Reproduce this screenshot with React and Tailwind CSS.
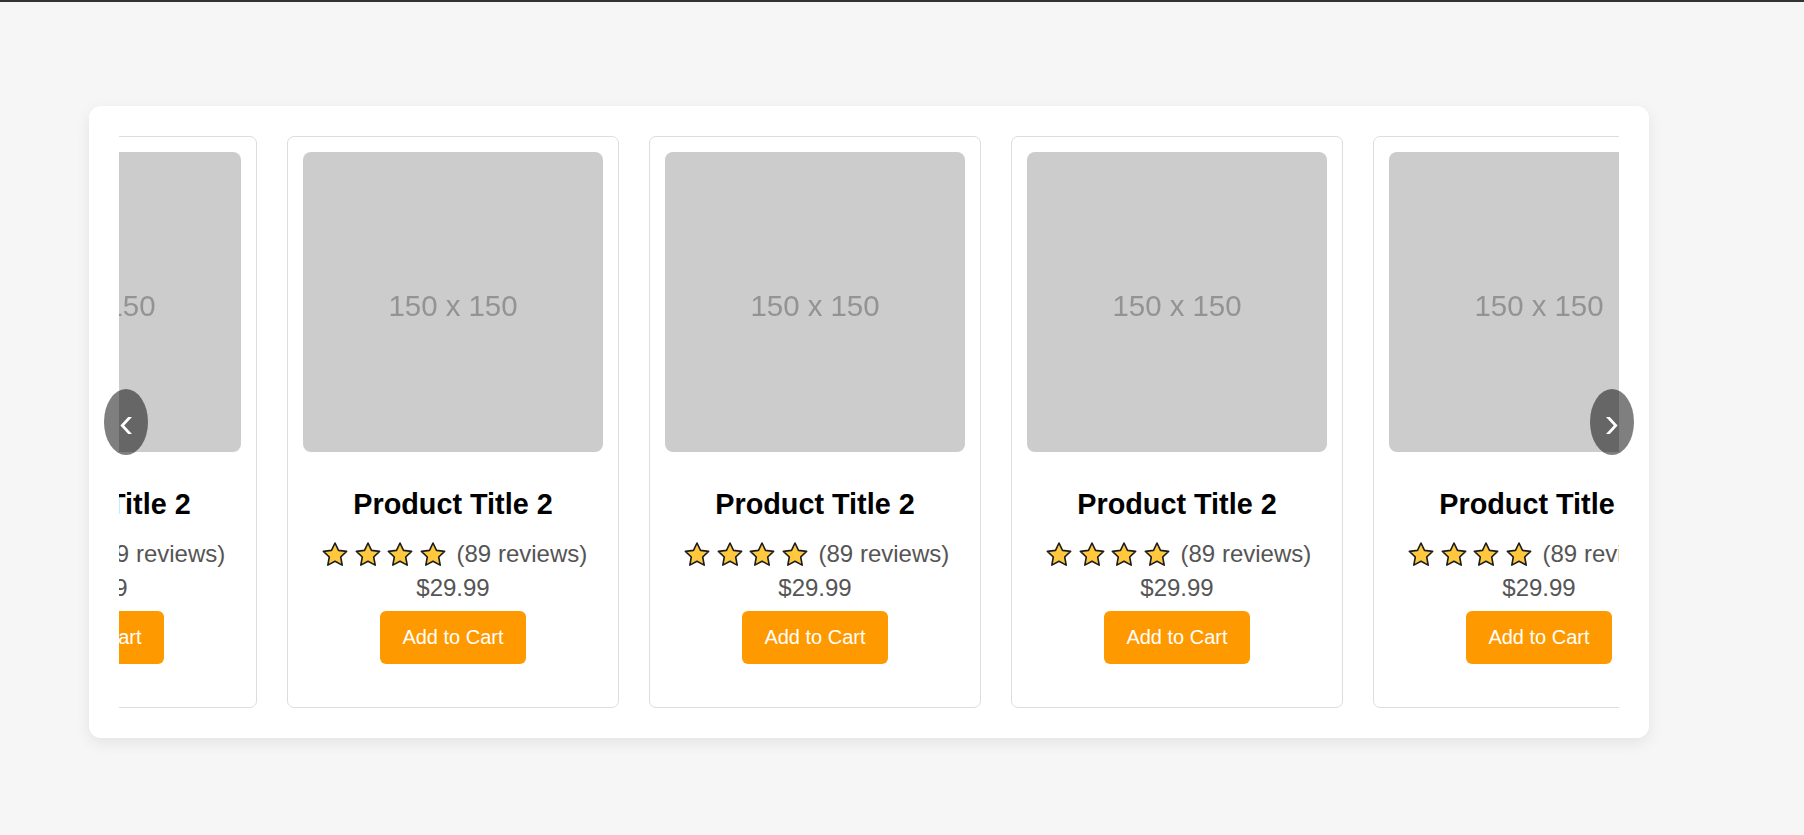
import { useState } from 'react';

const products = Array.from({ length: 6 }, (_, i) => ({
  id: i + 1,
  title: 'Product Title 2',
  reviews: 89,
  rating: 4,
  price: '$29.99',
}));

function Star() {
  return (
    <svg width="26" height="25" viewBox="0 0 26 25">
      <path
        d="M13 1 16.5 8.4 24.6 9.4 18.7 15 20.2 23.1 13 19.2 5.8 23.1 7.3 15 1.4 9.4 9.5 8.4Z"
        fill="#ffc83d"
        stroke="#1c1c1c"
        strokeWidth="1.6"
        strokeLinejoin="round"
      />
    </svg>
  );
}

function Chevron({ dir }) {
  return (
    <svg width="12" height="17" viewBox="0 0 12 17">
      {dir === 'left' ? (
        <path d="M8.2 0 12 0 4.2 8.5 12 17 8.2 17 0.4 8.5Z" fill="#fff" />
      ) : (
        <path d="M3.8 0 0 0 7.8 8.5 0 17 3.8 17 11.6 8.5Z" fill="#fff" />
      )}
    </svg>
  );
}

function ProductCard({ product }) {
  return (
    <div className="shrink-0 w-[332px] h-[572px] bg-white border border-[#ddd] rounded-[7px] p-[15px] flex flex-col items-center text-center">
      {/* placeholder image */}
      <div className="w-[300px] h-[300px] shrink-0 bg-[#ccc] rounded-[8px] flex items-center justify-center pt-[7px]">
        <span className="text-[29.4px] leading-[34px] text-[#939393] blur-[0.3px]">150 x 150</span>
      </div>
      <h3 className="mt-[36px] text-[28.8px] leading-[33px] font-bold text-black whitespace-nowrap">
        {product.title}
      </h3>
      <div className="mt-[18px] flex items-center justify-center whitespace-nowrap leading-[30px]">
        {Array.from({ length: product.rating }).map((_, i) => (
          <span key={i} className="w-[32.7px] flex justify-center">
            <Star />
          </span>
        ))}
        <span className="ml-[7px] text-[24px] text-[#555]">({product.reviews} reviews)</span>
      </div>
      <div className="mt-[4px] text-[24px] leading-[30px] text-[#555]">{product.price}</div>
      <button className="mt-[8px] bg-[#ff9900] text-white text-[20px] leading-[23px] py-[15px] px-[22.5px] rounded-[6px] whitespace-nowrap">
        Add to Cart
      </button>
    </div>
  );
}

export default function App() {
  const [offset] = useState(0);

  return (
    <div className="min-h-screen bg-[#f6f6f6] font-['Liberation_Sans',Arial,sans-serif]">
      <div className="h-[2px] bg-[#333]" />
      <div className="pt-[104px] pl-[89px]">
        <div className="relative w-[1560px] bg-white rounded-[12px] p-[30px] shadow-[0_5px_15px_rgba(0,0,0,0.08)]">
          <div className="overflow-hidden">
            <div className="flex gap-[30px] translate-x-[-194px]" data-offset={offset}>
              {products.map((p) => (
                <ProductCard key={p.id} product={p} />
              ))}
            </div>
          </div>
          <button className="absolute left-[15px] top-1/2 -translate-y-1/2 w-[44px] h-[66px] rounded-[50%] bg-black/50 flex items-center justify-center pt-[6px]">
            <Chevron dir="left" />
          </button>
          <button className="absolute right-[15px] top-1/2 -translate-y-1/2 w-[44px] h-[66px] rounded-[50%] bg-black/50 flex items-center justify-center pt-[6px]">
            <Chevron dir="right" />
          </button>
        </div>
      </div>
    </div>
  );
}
━━━━━━━━━━━━━━━━
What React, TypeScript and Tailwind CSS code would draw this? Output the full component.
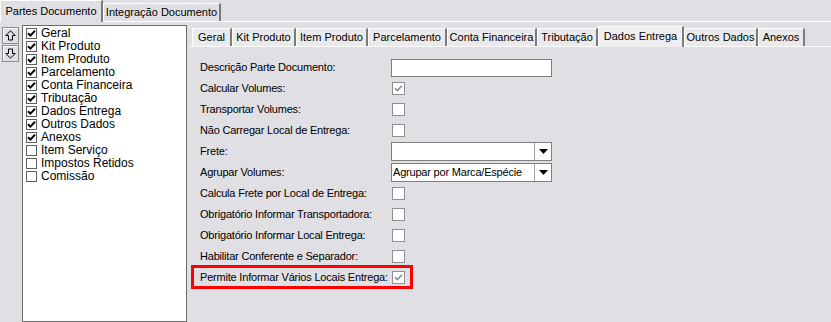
━━━━━━━━━━━━━━━━
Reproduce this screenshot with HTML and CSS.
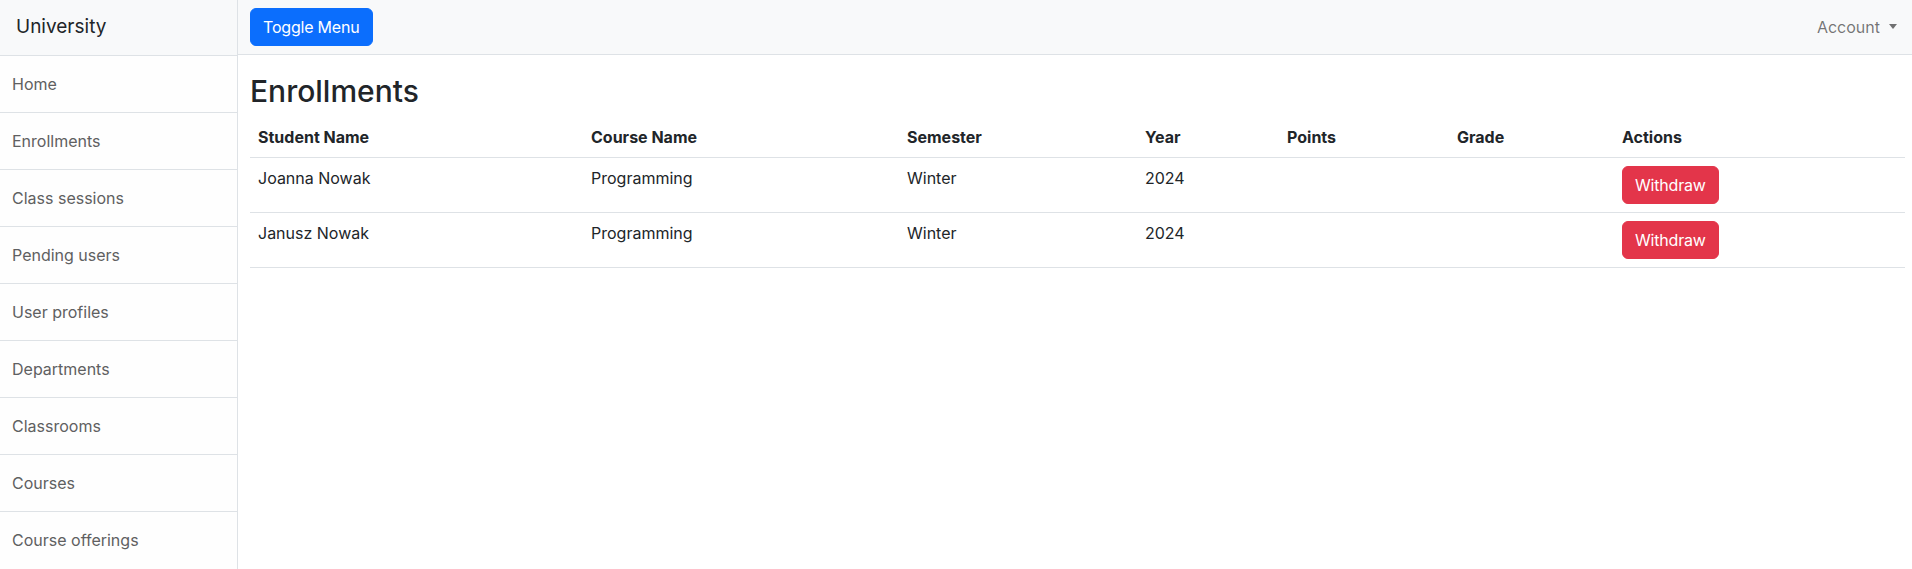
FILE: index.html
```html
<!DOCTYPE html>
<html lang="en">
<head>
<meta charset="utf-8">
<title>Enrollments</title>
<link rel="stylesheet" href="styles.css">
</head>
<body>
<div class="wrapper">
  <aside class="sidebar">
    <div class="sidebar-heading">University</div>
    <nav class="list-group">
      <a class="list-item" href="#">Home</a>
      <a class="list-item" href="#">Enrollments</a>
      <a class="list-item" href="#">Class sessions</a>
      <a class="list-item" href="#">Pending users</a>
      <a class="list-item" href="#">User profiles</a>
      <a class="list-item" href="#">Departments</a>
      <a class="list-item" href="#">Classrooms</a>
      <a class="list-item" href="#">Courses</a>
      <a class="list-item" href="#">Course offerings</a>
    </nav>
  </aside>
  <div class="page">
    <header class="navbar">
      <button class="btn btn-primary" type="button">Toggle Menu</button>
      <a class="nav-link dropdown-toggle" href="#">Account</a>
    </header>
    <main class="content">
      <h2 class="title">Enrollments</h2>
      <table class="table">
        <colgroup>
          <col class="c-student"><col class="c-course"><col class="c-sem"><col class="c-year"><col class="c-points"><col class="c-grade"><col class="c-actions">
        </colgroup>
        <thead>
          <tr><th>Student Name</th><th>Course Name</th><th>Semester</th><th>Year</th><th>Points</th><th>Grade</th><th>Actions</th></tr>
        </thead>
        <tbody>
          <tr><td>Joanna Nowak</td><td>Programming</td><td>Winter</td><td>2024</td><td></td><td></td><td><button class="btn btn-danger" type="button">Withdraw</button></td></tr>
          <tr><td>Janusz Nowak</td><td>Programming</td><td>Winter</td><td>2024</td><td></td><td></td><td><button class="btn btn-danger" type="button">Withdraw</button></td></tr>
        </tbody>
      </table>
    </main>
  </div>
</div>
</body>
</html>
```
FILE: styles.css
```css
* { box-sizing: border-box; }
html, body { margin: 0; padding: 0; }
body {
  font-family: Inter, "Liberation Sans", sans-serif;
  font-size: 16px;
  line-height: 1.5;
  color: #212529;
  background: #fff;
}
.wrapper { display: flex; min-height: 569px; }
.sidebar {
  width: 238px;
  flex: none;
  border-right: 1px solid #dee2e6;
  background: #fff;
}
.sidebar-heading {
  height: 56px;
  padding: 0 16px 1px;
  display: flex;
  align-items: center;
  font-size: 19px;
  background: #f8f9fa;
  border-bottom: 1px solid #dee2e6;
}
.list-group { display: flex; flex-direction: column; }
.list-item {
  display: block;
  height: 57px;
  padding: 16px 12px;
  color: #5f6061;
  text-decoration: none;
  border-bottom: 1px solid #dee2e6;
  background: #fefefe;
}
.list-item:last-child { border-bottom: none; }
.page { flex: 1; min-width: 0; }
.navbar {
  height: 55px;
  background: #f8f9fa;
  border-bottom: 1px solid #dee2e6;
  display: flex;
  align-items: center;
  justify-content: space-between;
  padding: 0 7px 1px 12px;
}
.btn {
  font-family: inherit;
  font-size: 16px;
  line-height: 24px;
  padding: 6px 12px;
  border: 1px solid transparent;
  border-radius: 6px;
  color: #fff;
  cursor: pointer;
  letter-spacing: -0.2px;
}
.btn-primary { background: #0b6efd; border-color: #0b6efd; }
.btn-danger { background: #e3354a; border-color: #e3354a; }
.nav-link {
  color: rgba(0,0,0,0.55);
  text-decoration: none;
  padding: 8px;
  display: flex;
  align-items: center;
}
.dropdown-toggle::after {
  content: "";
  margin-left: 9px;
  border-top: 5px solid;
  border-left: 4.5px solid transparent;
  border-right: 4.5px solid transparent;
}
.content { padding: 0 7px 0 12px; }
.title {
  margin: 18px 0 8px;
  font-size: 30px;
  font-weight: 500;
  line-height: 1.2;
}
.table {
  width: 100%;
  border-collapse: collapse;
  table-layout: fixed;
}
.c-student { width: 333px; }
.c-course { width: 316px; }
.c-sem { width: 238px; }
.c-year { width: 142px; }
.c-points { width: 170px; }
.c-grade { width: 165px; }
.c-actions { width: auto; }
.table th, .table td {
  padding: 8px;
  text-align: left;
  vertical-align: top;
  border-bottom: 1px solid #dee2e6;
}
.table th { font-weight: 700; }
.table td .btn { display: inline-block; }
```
━━━━━━━━━━━━━━━━
* Stated task: In the records above, find each line that holds the word "screenshot"; copy all such lines.

* Solution below:
Reproduce this screenshot with React and Tailwind CSS.
Reproduce this screenshot with HTML and CSS.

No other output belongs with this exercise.